Isso está sendo feito?
Até hoje, apenas os países em desenvolvimento pediram para investir nesse tipo de vacinas. Se quisermos derrotar esta pandemia, assim como outras, esse pedido deve se tornar uma prioridade para todos.
Nestes dias, voltou-se a se falar de um vírus que teria escapado dos laboratórios: é uma tese confiável?
Nada indica que tenha se tratado de um vírus criado em laboratório. Mesmo assim, é possível que um vírus não natural tenha infectado alguém que, depois, o transportou para fora do laboratório. Em vez disso, me pergunto se ainda é aceitável que, em alguns laboratórios, seja permitido manipular vírus e talvez torná-los mais transmissíveis ou virulentos. Acredito que certos tipos de pesquisa deveriam ser reavaliados, especialmente quando a relação risco-benefício dessas experimentações se torna desfavorável.

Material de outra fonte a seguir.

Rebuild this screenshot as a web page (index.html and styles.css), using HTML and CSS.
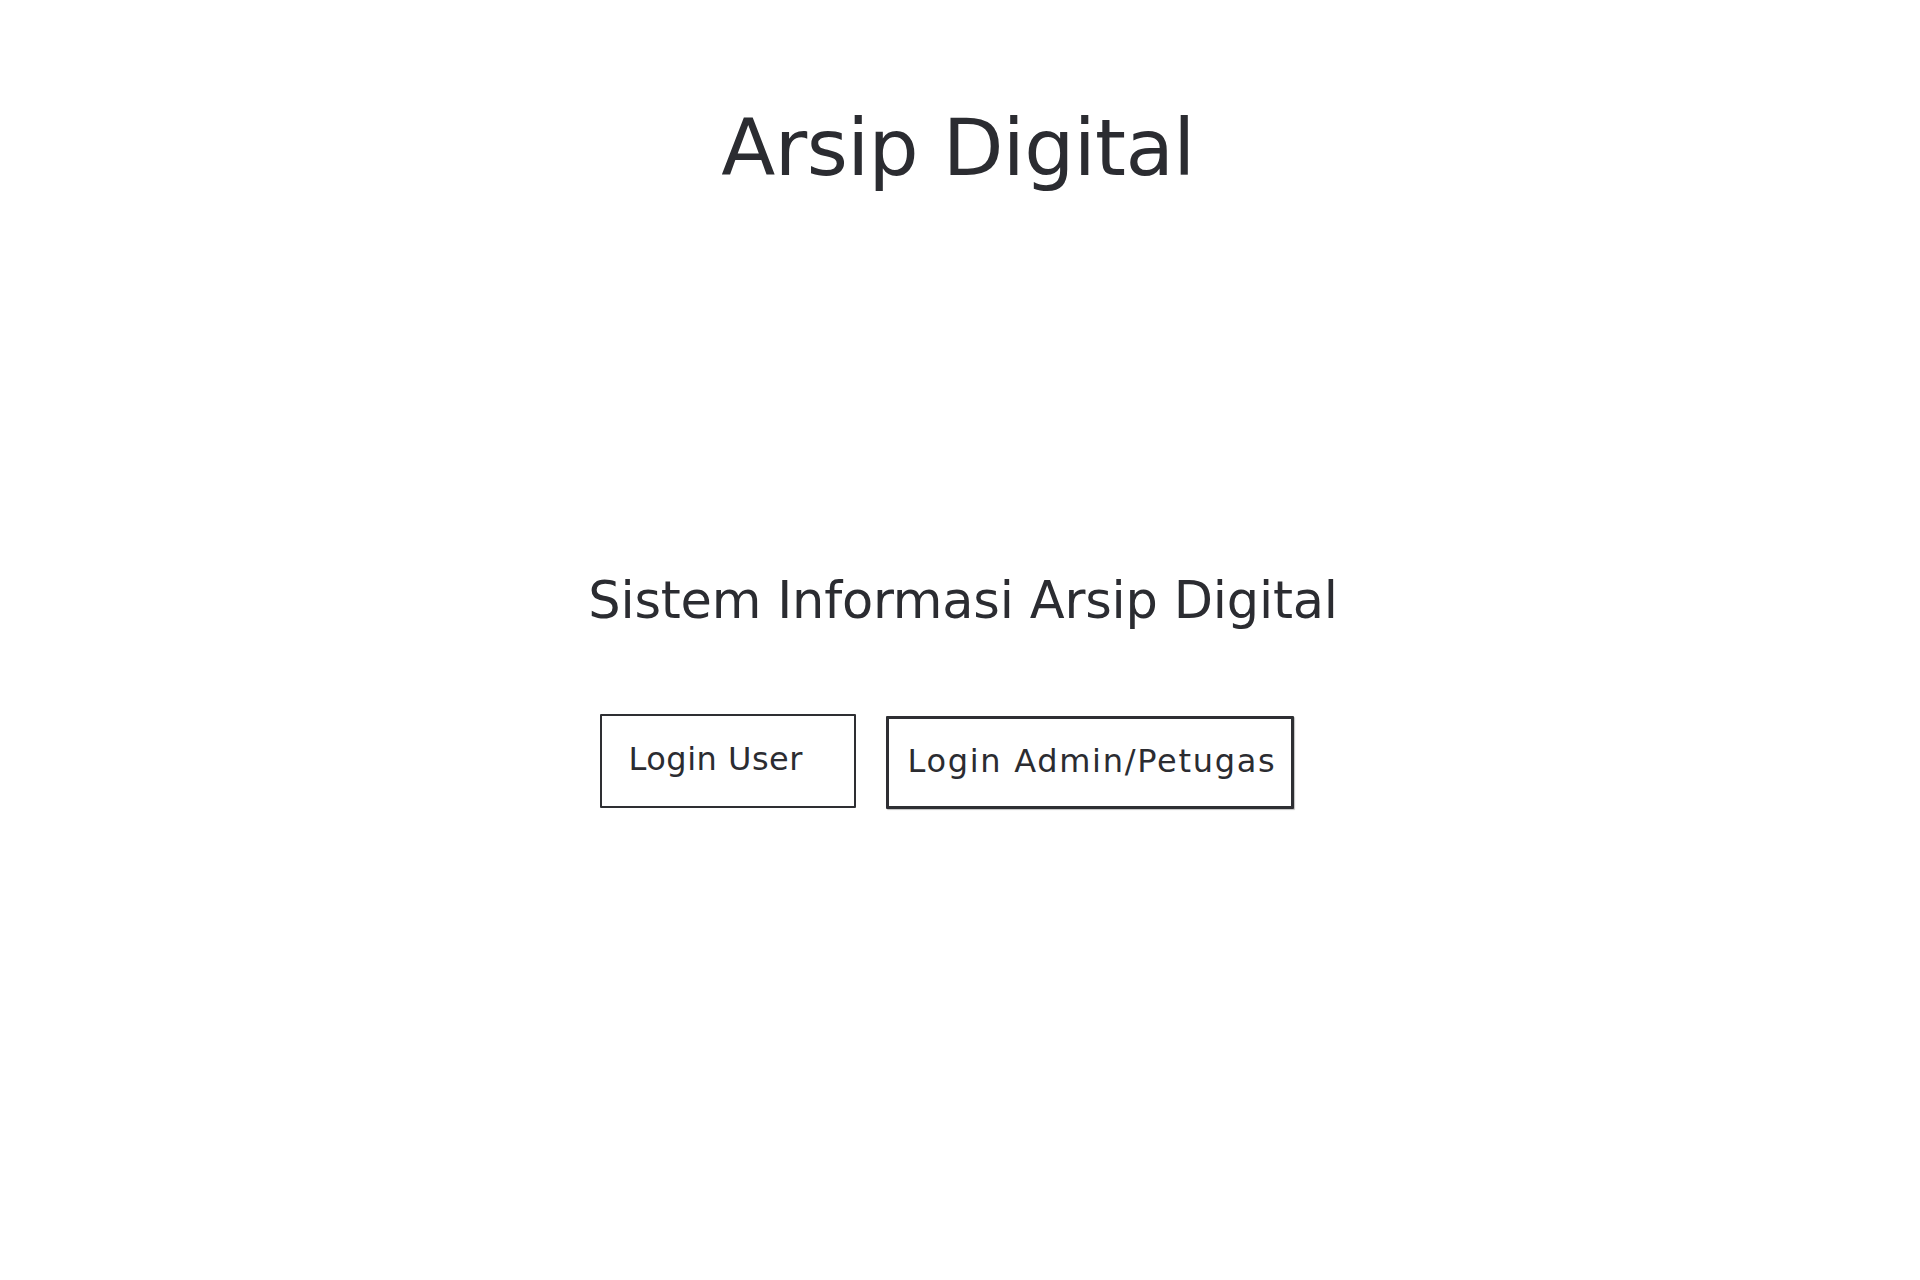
FILE: index.html
```html
<!DOCTYPE html>
<html lang="id">
<head>
<meta charset="utf-8">
<title>Arsip Digital</title>
<link rel="stylesheet" href="styles.css">
</head>
<body>
<main class="page">
  <h1 class="title">Arsip Digital</h1>
  <h2 class="subtitle">Sistem Informasi Arsip Digital</h2>
  <div class="actions">
    <button class="btn btn-user" type="button">Login User</button>
    <button class="btn btn-admin" type="button">Login Admin/Petugas</button>
  </div>
</main>
</body>
</html>
```
FILE: styles.css
```css
html, body {
  margin: 0;
  padding: 0;
  background: #ffffff;
}

body {
  font-family: "DejaVu Sans", "Liberation Sans", sans-serif;
  color: #2b2c31;
  width: 1920px;
  height: 1280px;
}

.page {
  display: flex;
  flex-direction: column;
  align-items: center;
  padding-top: 109px;
}

.title {
  margin: 0 4px 0 0;
  font-size: 79px;
  line-height: 79px;
  font-weight: normal;
  letter-spacing: -0.6px;
}

.subtitle {
  margin: 387px 0 0 6px;
  font-size: 51px;
  line-height: 51px;
  font-weight: normal;
  letter-spacing: -0.2px;
}

.actions {
  display: flex;
  align-items: flex-start;
  gap: 30px;
  margin: 88px 27px 0 0;
}

.btn {
  box-sizing: border-box;
  background: #ffffff;
  color: #2b2c31;
  font-family: "DejaVu Sans", "Liberation Sans", sans-serif;
  font-size: 32px;
  line-height: 32px;
  text-align: left;
  border-style: solid;
  border-color: #2e2f33;
  border-radius: 1px;
  cursor: pointer;
}

.btn-user {
  width: 256px;
  height: 94px;
  border-width: 2px;
  padding: 27px 0 31px 27px;
  letter-spacing: 0.5px;
}

.btn-admin {
  width: 408px;
  height: 93px;
  margin-top: 2px;
  border-width: 3px;
  padding: 26px 0 29px 19px;
  letter-spacing: 1.7px;
  box-shadow: 1px 1px 1px rgba(0, 0, 0, 0.25);
}
```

Da estamina à Covid, como mudou a relação entre a ciência, de um lado, e a política e a opinião pública, de outro?
Entre tantas desgraças e dores, a Covid também levou a um fortalecimento do interesse pela ciência. É uma mudança que deve ser apreendida para alfabetizar cientificamente o país. Quanto à relação com a política, digamos que os cientistas foram consultados. Mas, depois, as escolhas nem sempre estiveram alinhadas com as suas indicações.
A pandemia também pode ser uma oportunidade para relançar a pesquisa na Itália?
O futuro da pesquisa está nas redes. Para tornar a Itália competitiva, é preciso abater a burocracia que impede a participação dos jovens pesquisadores nessas grandes redes. São necessárias ideias novas e interdisciplinaridade, porque há mais a descobrir no interstício entre uma disciplina e outra do que dentro dos cercados de cada uma. E, depois, voltemos a enviar os jovens pesquisadores para se formarem. Talvez deixando que os mais idosos se conectem remotamente.
Você acaba de ser premiada em Barcelona com o Hypatia European Science Prize como uma pioneira da ciência “open access”. Qual a importância da partilha das informações para o progresso da pesquisa? E, nesse sentido, as patentes são um obstáculo ou um incentivo?
A pandemia nos fez entender como é importante trabalharmos juntos. Quinze anos atrás, o meu laboratório descobriu a primeira “variante africana” da gripe aviária. Essa sequência, em vez de acabar em bancos de dados fechados, foi disponibilizada a milhares de pesquisadores que puderam baixá-la em poucas horas. Hoje, muitos cientistas compartilharam esse meu gesto, e isso permitiu enfrentar a pandemia com armas muito mais afiadas. Mas, sobre as patentes, eu digo que a pesquisa também deve ser protegida para garantir o seu financiamento no futuro.